Tobie demands $16.5 billion or to be allowed to go ahead with its gold mine, but does not explain how it calculates what it claims to be the “fair value” of the mining concession. The entire value of all gold exported from Colombia in 2014 (latest figures available) was $1.4 billion, according to the World Bank — considerably less than the value of coffee exported. The value of Eco Oro’s disallowed mine is also subject to question, as a Canadian Parliament report on trade estimates the value of Colombian “energy and other” products imported to Canada to be C$280 million.

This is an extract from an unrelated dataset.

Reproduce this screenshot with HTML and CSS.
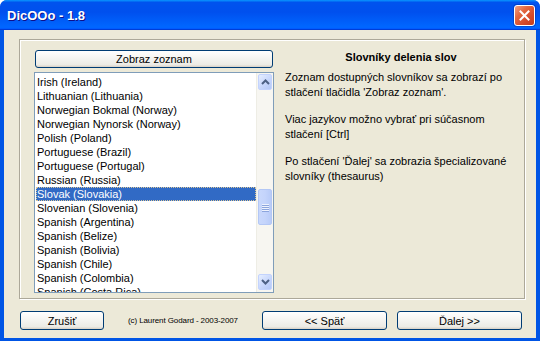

The World Bank secret tribunal that will hear Eco Oro’s suit against Colombia (formally known as the International Centre for Settlement of Investment Disputes, or ICSID) has a long history of one-sided, pro-corporate rulings. The latest of these, on April 4, was a decision that Venezuela must pay the Canadian mining company Crystallex International US$1.4 billion for denying a permit on environmental grounds. The area Crystallex wanted to mine is one of only four pristine forests in Venezuela and home to several Indigenous peoples.
Among other decisions handed down, Canada was forced to reverse its ban of the gasoline additive MMT and pay compensation to a U.S. chemical company; Mexico was forced to grant a permit to a U.S. metal company that wanted to site an environmentally dangerous waste dump and pay compensation; and Canada was required to reverse a transport ban on PCBs that had conformed to environmental treaties. In this last case, for good measure, the secret tribunal ruled that, when formulating an environmental rule, a government “is obliged to adopt the alternative that is most consistent with open trade.”
That last ruling provides the essence of “free trade” agreements — the accumulation of corporate power to override all democratic controls over health, safety, environmental or labor safeguards. And as awful as these decisions are, worse is what would await us should the Trans-Pacific or Transatlantic partnerships go through as those agreements promise even more draconian rules than the ones already in place.